Additionally, the more we experience unselfish love from others, the easier it is to know and accept God’s love. Spouses share a special role with each other in this regard. Polaris expressed that beautifully earlier in this thread when he wrote: “The love of my wife brought me closer to God”
We aren’t supposed to want another person, marriage is a means to PRACTICE love (in a good will kind of way), to mimic how God loves us, but an attachment to another gets in the way this relationship.
Okay, I think I may see where the misunderstanding is. There exist different vocations, and God doesn’t call everyone to marriage.

God calls some to consecrated celibacy, (i.e. priests, monks, nuns, etc.) Many write about detachment to others for the sake of loving God. If someone reads about the detachment appropriate for consecrated celibates and applies it to marriage, they misunderstand the different vocations. Such detachment allows priests, nuns and monks to serve God and the community better. When a bishop or superior orders them to change parishes, etc. they do so more willingly if their attachment is primarily to God. That is a different vocation from marriage.

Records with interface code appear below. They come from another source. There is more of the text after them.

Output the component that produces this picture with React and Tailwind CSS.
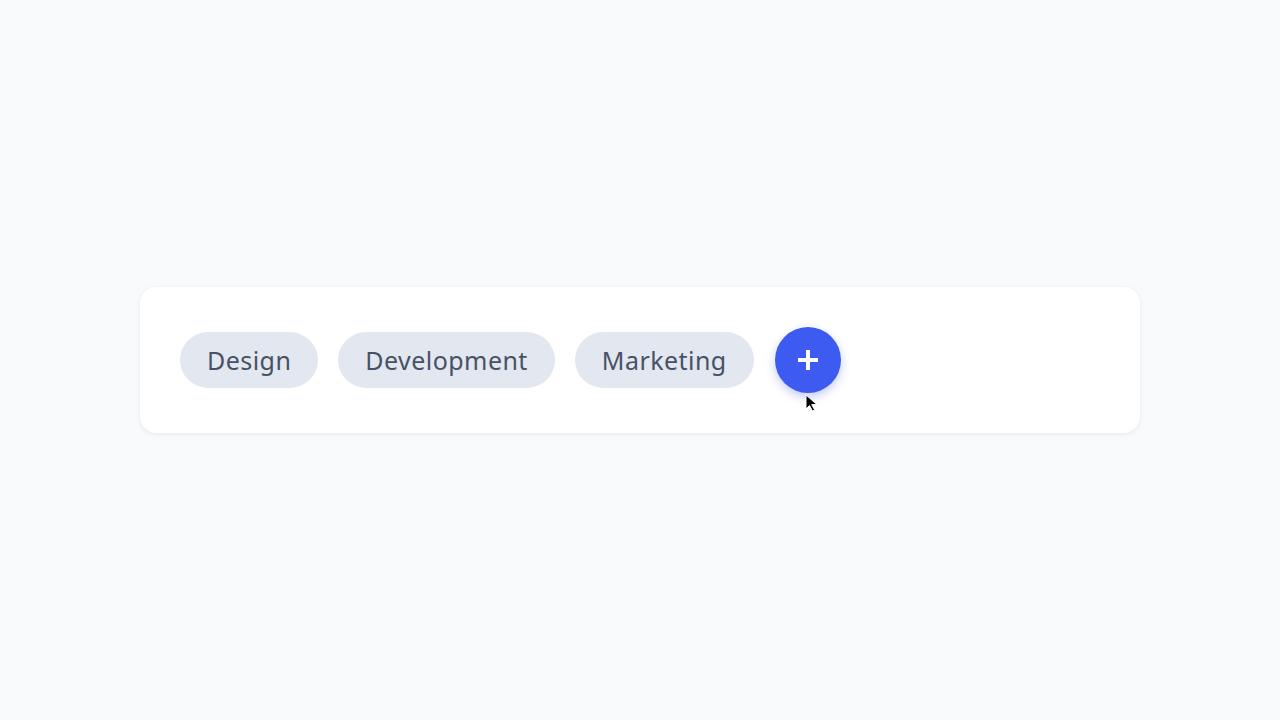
import { useState } from 'react';

const initialTags = ['Design', 'Development', 'Marketing'];

export default function App() {
    const [tags, setTags] = useState(initialTags);

    const addTag = () => setTags((t) => [...t, `Tag ${t.length + 1}`]);

    return (
        <div className="min-h-screen w-full bg-[#f8fafc] flex items-center justify-center"
            style={{ fontFamily: '"Noto Sans", "Open Sans", sans-serif' }}>
            {/* Tag card */}
            <div className="w-[1000px] rounded-2xl bg-white px-10 py-10 shadow-[0_1px_4px_rgba(15,23,42,0.08)]">
                <div className="flex items-center gap-5">
                    {tags.map((tag) => (
                        <span key={tag}
                            className="h-14 px-[27px] pt-px rounded-full bg-[#e3e7f0] text-[#475266] text-[25px] tracking-[0.45px] flex items-center">
                            {tag}
                        </span>
                    ))}

                    {/* Add button */}
                    <div className="relative ml-px">
                        <button onClick={addTag}
                            className="w-[66px] h-[66px] rounded-full bg-[#3d5af1] flex items-center justify-center cursor-pointer
                                shadow-[0_4px_10px_rgba(61,90,241,0.3)]">
                            <svg width="22" height="22" viewBox="0 0 22 22">
                                <path d="M11 1v20M1 11h20" stroke="#fff" strokeWidth="4" />
                            </svg>
                        </button>
                        {/* Pointer */}
                        <svg className="absolute left-[30px] top-[67px]" width="14" height="18" viewBox="0 0 14 18">
                            <path d="M1 1l0 14l3.5-3.5l3 5.5l2.2-1.1l-3-5.3l5.3 0z" fill="#000" stroke="#fff" strokeWidth="1" />
                        </svg>
                    </div>
                </div>
            </div>
        </div>
    );
}
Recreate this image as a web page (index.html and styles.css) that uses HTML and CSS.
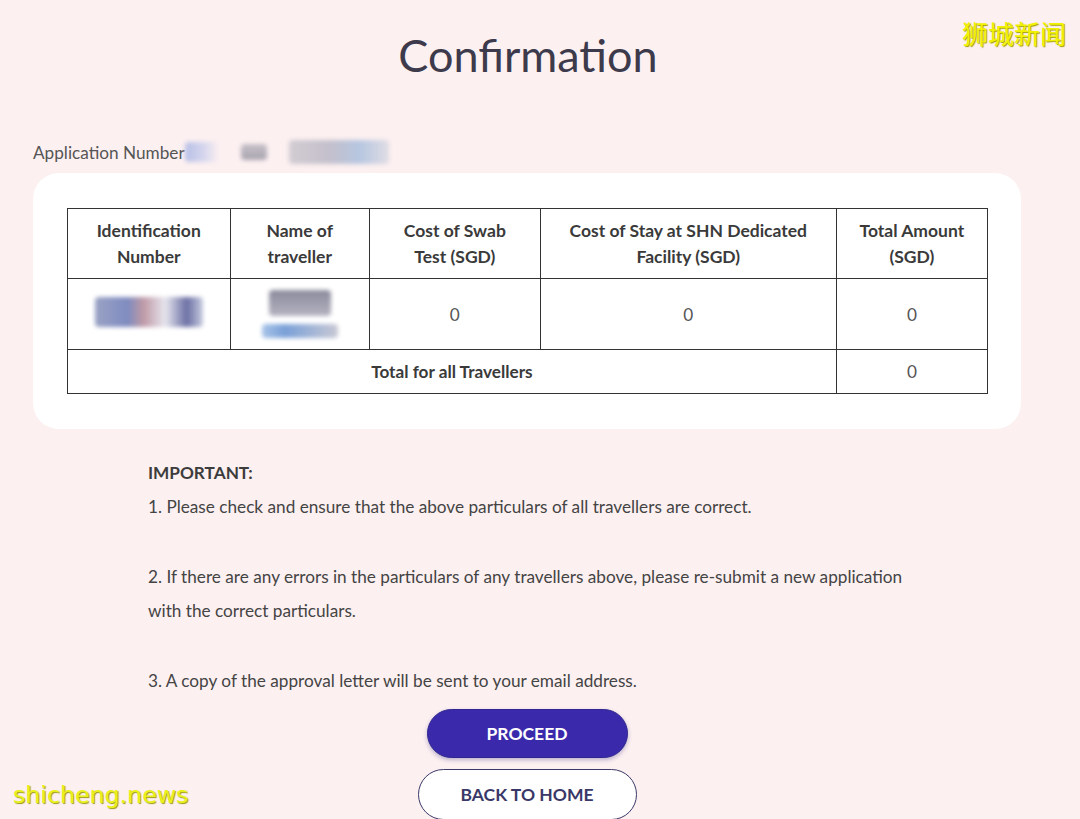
FILE: index.html
```html
<!DOCTYPE html>
<html lang="en">
<head>
  <meta charset="UTF-8" />
  <meta name="viewport" content="width=device-width, initial-scale=1.0"/>
  <title>Confirmation</title>
  <link rel="stylesheet" href="styles.css">
</head>
<body>
  <div class="watermark-top">狮城新闻</div>

  <h1 class="title">Confirmation</h1>

  <div class="app-number">
    <span>Application Number</span>
    <span class="smudge smudge-a"></span>
    <span class="smudge smudge-b"></span>
    <span class="smudge smudge-c"></span>
  </div>

  <div class="card">
    <table class="summary">
      <tr>
        <th class="col-id">Identification<br>Number</th>
        <th class="col-name">Name of<br>traveller</th>
        <th class="col-swab">Cost of Swab<br>Test (SGD)</th>
        <th class="col-stay">Cost of Stay at SHN Dedicated<br>Facility (SGD)</th>
        <th class="col-total">Total Amount<br>(SGD)</th>
      </tr>
      <tr class="data-row">
        <td><span class="smudge smudge-id"></span></td>
        <td>
          <span class="smudge smudge-name1"></span>
          <span class="smudge smudge-name2"></span>
        </td>
        <td>0</td>
        <td>0</td>
        <td>0</td>
      </tr>
      <tr class="total-row">
        <td colspan="4" class="total-label">Total for all Travellers</td>
        <td>0</td>
      </tr>
    </table>
  </div>

  <div class="notes">
    <p class="notes-head">IMPORTANT:</p>
    <p>1. Please check and ensure that the above particulars of all travellers are correct.</p>
    <p class="gap">2. If there are any errors in the particulars of any travellers above, please re-submit a new application<br>with the correct particulars.</p>
    <p class="gap">3. A copy of the approval letter will be sent to your email address.</p>
  </div>

  <div class="actions">
    <button class="btn btn-primary">PROCEED</button>
    <button class="btn btn-outline">BACK TO HOME</button>
  </div>

  <div class="watermark-bottom">shicheng.news</div>
</body>
</html>
```

FILE: styles.css
```css
body {
  margin: 0;
  background-color: #fcf0f1;
  font-family: 'Lato', 'Noto Sans', sans-serif;
  color: #444;
  width: 1080px;
  height: 819px;
  overflow: hidden;
  position: relative;
}

.title {
  width: 1056px;
  margin: 0;
  padding-top: 27px;
  text-align: center;
  font-size: 45px;
  font-weight: 400;
  color: #3d3a4c;
  line-height: 56px;
}

.app-number {
  display: flex;
  align-items: center;
  margin: 57px 0 0 33px;
  height: 24px;
  font-size: 17.2px;
  color: #555;
}

.smudge {
  display: inline-block;
  filter: blur(2px);
  border-radius: 4px;
}

.smudge-a {
  width: 34px;
  height: 20px;
  background: linear-gradient(90deg, #b8c0e6, #d8d8ee 60%, transparent);
}

.smudge-b {
  width: 26px;
  height: 16px;
  margin-left: 22px;
  background: linear-gradient(180deg, #c6c0c8, #a8a4b0);
}

.smudge-c {
  width: 100px;
  height: 24px;
  margin-left: 22px;
  background: linear-gradient(90deg, #d2ccd2, #c4c0cc 40%, #b6c6e0 70%, #e0dde4);
}

.card {
  width: 921px;
  margin: 9px 0 0 33px;
  padding: 35px 33px 35px 34px;
  background: #fff;
  border-radius: 26px;
}

.summary {
  width: 921px;
  border-collapse: collapse;
  font-size: 17.2px;
  color: #333;
}

.summary th,
.summary td {
  border: 1.5px solid #333;
  text-align: center;
  padding: 0;
}

.summary th {
  height: 69px;
  font-weight: 700;
  line-height: 26px;
  color: #3a3a3a;
  font-size: 17.5px;
}

.col-id { width: 162px; }
.col-name { width: 139px; }
.col-swab { width: 171px; }
.col-stay { width: 297px; }
.col-total { width: 151px; }

.data-row td {
  height: 70px;
  color: #555;
}

.total-row td {
  height: 43px;
  color: #555;
}

.summary .total-label {
  font-weight: 700;
  color: #3a3a3a;
}

.smudge-id {
  width: 108px;
  height: 30px;
  background: linear-gradient(90deg, #9aa2c4, #7f8cc0 30%, #c09aa6 45%, #e6e6ee 65%, #6c70a4 85%, #c8cce0);
}

.smudge-name1 {
  display: block;
  width: 62px;
  height: 26px;
  margin: 0 auto 8px;
  background: linear-gradient(180deg, #8a8a9c, #b6b4c2);
}

.smudge-name2 {
  display: block;
  width: 76px;
  height: 14px;
  margin: 0 auto;
  background: linear-gradient(90deg, #a8c4e8, #7aa0d8 30%, #c8c8d4);
}

.notes {
  margin: 27px 0 0 148px;
  font-size: 17.2px;
  line-height: 34px;
  color: #444;
}

.notes p {
  margin: 0;
}

.notes .notes-head {
  font-weight: 700;
  color: #3c3c3c;
}

.notes .gap {
  margin-top: 36px;
}

.actions {
  width: 1054px;
  display: flex;
  flex-direction: column;
  align-items: center;
  gap: 11px;
  margin-top: 11px;
}

.btn {
  font-family: 'Lato', sans-serif;
  font-weight: 700;
  font-size: 17.5px;
  border-radius: 26px;
  cursor: pointer;
}

.btn-primary {
  width: 201px;
  height: 49px;
  background-color: #3a2aab;
  color: #fff;
  border: 1px solid #2f2690;
  box-shadow: 0 2px 4px rgba(40, 30, 120, 0.3);
}

.btn-outline {
  width: 219px;
  height: 51px;
  background-color: #fff;
  color: #3a3868;
  border: 1.5px solid #3a3868;
}

.watermark-top {
  position: absolute;
  top: 14px;
  right: 14px;
  font-family: 'Noto Sans CJK SC', sans-serif;
  font-size: 26px;
  color: #f2f200;
  text-shadow: 1px 1px 1px #a0a000;
}

.watermark-bottom {
  position: absolute;
  left: 13px;
  top: 781px;
  font-family: 'DejaVu Sans', sans-serif;
  font-size: 23.7px;
  color: #eaf01a;
  text-shadow: 1px 1px 1px #9a9a10;
}
```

In marriage, attachment to one’s spouse should not get in the way of our love of God. Such attachment helps us love God and each other better. A husband and wife should want to be with each other (and their children.) They should love each other with their whole hearts. Such earthly attachment to each other only gets in the way of loving God if we forget who we are in relation to God. Sometimes people commit moral wrongs at the encouragement of a spouse. After the death of a spouse or child, people sometimes despair, thinking God must be unkind to take their beloved away from them. The problem in such cases wasn’t the attachment to the spouse, but the improper attitude to God. As long as we remember who we are–and Who God is–attachment in marriage helps us love both each other and God more.